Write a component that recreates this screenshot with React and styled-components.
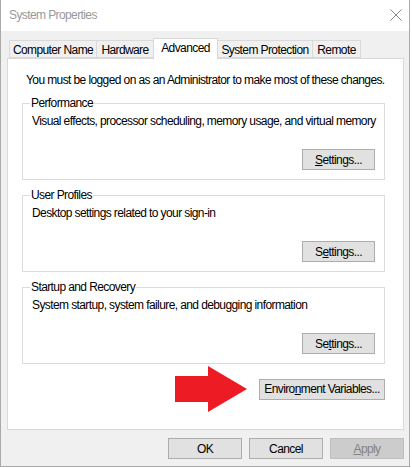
import React from "react";
import styled, { createGlobalStyle } from "styled-components";

const Global = createGlobalStyle`
  html, body { margin: 0; padding: 0; background: #ffffff; }
  body {
    font-family: "Liberation Sans", Arial, sans-serif;
    font-size: 12px;
    letter-spacing: -0.6px;
    color: #000;
  }
  * { box-sizing: border-box; }
`;

const Window = styled.div`
  width: 410px;
  height: 467px;
  border: 1px solid #aaaaaa;
  border-top: none;
  display: flex;
  flex-direction: column;
  background: #f0f0f0;
`;

const TitleBar = styled.div`
  height: 31px;
  background: #ffffff;
  display: flex;
  align-items: center;
  justify-content: space-between;
  padding: 0 7px 1px 8px;
`;

const Title = styled.span`
  color: #999999;
  font-size: 12px;
`;

const Close = styled.svg`
  width: 12px;
  height: 12px;
`;

const Body = styled.div`
  flex: 1;
  display: flex;
  flex-direction: column;
  padding: 7px 5px 0 6px;
`;

const TabStrip = styled.div`
  display: flex;
  align-items: flex-end;
  height: 20px;
  padding-left: 2px;
  position: relative;
  z-index: 1;
`;

const Tab = styled.div`
  width: ${(p) => p.$w}px;
  height: ${(p) => (p.$active ? 21 : 18)}px;
  margin-bottom: ${(p) => (p.$active ? -1 : 0)}px;
  margin-left: -1px;
  border: 1px solid #d9d9d9;
  border-bottom: ${(p) => (p.$active ? "none" : "1px solid #d9d9d9")};
  background: ${(p) => (p.$active ? "#ffffff" : "#f0f0f0")};
  display: flex;
  align-items: ${(p) => (p.$active ? "flex-start" : "center")};
  padding-top: ${(p) => (p.$active ? 2 : 1)}px;
  justify-content: center;
  white-space: nowrap;
  position: relative;
  z-index: ${(p) => (p.$active ? 2 : 1)};
  &:first-child { margin-left: 0; }
`;

const Panel = styled.div`
  width: 397px;
  height: 372px;
  background: #ffffff;
  border: 1px solid #d9d9d9;
  display: flex;
  flex-direction: column;
  padding: 14px 18px 0 14px;
`;

const Intro = styled.div`
  line-height: 15px;
  padding-left: 4px;
  white-space: nowrap;
  margin-bottom: 8px;
`;

const Group = styled.fieldset`
  margin: 0;
  min-width: 0;
  width: 363px;
  border: 1px solid #dcdcdc;
  padding: 0 9px 9px 9px;
  display: flex;
  flex-direction: column;
  & + & { margin-top: 8px; }
`;

const Legend = styled.legend`
  padding: 0 1px;
  margin-left: -2px;
  line-height: 15px;
`;

const Desc = styled.div`
  line-height: 15px;
  margin-top: 3px;
  white-space: nowrap;
`;

const Button = styled.button`
  font-family: inherit;
  font-size: 12px;
  letter-spacing: inherit;
  white-space: nowrap;
  width: ${(p) => p.$w || 73}px;
  height: 21px;
  padding: 0;
  background: ${(p) => (p.$disabled ? "#cccccc" : "#e1e1e1")};
  border: 1px solid ${(p) => (p.$disabled ? "#bfbfbf" : "#adadad")};
  color: ${(p) => (p.$disabled ? "#838383" : "#000000")};
  display: flex;
  align-items: center;
  justify-content: center;
`;

const GroupButton = styled(Button)`
  align-self: flex-end;
  margin-top: 20px;
`;

const EnvRow = styled.div`
  display: flex;
  align-items: center;
  justify-content: flex-end;
  gap: 11px;
  margin-top: 1px;
`;

const Arrow = styled.svg`
  width: 74px;
  height: 48px;
`;

const Footer = styled.div`
  display: flex;
  justify-content: flex-end;
  gap: 7px;
  padding: 8px 0 0 0;
`;

const tabs = [
  { label: "Computer Name", w: 88 },
  { label: "Hardware", w: 58 },
  { label: "Advanced", w: 65, active: true },
  { label: "System Protection", w: 96 },
  { label: "Remote", w: 49 },
];

const groups = [
  {
    title: "Performance",
    desc: "Visual effects, processor scheduling, memory usage, and virtual memory",
    btn: (
      <>
        <u>S</u>ettings...
      </>
    ),
  },
  {
    title: "User Profiles",
    desc: "Desktop settings related to your sign-in",
    btn: (
      <>
        S<u>e</u>ttings...
      </>
    ),
  },
  {
    title: "Startup and Recovery",
    desc: "System startup, system failure, and debugging information",
    btn: (
      <>
        Se<u>t</u>tings...
      </>
    ),
  },
];

export default function App() {
  return (
    <>
      <Global />
      <Window>
        <TitleBar>
          <Title>System Properties</Title>
          <Close viewBox="0 0 12 12">
            <path d="M0.5 0.5 L11.5 11.5 M11.5 0.5 L0.5 11.5" stroke="#8a8a8a" strokeWidth="1" fill="none" />
          </Close>
        </TitleBar>
        <Body>
          <TabStrip>
            {tabs.map((t) => (
              <Tab key={t.label} $w={t.w} $active={t.active}>
                {t.label}
              </Tab>
            ))}
          </TabStrip>
          <Panel>
            <Intro>You must be logged on as an Administrator to make most of these changes.</Intro>
            {groups.map((g) => (
              <Group key={g.title}>
                <Legend>{g.title}</Legend>
                <Desc>{g.desc}</Desc>
                <GroupButton>{g.btn}</GroupButton>
              </Group>
            ))}
            <EnvRow>
              <Arrow viewBox="0 0 74 48">
                <path d="M1 11 H34 V1 L73 24 L34 47 V37 H1 Z" fill="#ed1c24" />
              </Arrow>
              <Button $w={126}>
                Enviro<u>n</u>ment Variables...
              </Button>
            </EnvRow>
          </Panel>
          <Footer>
            <Button $w={74}>OK</Button>
            <Button $w={74}>Cancel</Button>
            <Button $w={74} $disabled>
              <u>A</u>pply
            </Button>
          </Footer>
        </Body>
      </Window>
    </>
  );
}
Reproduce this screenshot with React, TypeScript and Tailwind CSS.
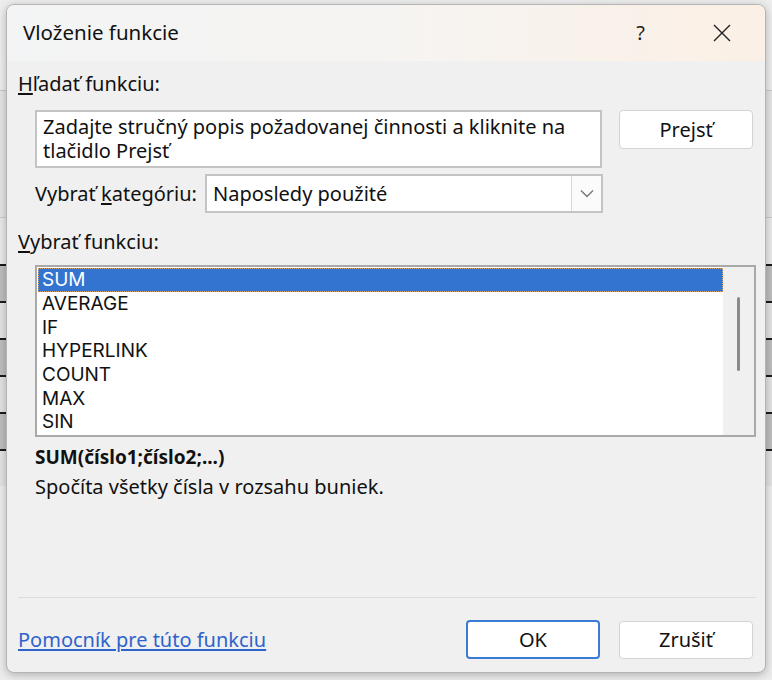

------------------------

### EXERCISE DESCRIPTION:
From the entries above, copy out every line where the string "screenshot" appears.

### CORRECT ANSWER:
Write a component that recreates this screenshot with React and styled-components.
Reproduce this screenshot with React, TypeScript and Tailwind CSS.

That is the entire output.